The process became the blueprint for hundreds of assessments, the results of which were included in a paper published in conjunction with Queen’s University, Belfast: “Experimental Study of Vertical Deflection on Bracket-Angle Stainless Steel Masonry Support Systems”. To our knowledge it is the first testing-based paper in relation to masonry support. Data and testing images included within the paper have since been shared at conferences hosted by Queen’s University Belfast and the Institution of Structural Engineers.

Software development

The need to develop products and processes that help improve building standards continues to drive us. Hence, we developed bespoke software which stores all of our test results on a single database.

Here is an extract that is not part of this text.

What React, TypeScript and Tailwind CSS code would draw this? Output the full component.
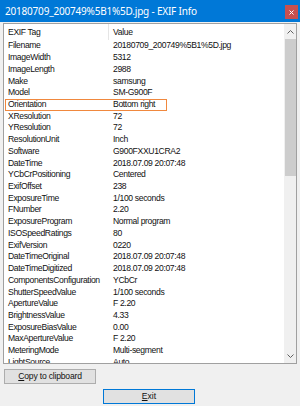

We designed the software to be capable of creating the ideal masonry support solution based on a set of key values including wall cavity, concrete slab height and brick density. As well as giving an accurate prediction of our masonry support system deflection, the software is capable of designing all of the other system values around it – the support’s stainless-steel thickness, for example. Will a 5mm or 4mm angle provide enough capacity? Our software will answer that question too, based on a list of stress checks that also include brackets and a range of general fixings.

The software provides a printout of the design specification of each IG Masonry Support product. From deflection estimation to fixing design, clients are provided with an accurate, reassuring summary of the system’s performance backed by test data. Industry reaction has been very positive about our innovation in masonry support test methodology, with associate engineering consultants telling us the system has instilled an additional layer of trust in IG Masonry Support products, compared to our competitors. But our innovation continues. Since we originated the software in 2018, we have carried out more than 50 updates in order to adapt and refine its performance.

IG Masonry Support’s software package benefits our engineers by bringing uniformity to the masonry support design process. It also helps our clients, as it not only selects the best system from a design perspective, it chooses the most cost-effective solution from all the available structurally-safe masonry support designs. Furthermore, the software package is very good news for the construction industry. It proves that our masonry support products are not assigned on assumptions but they have been physically tested setting the foundation for a process that can only improve building standards in terms of safety and design.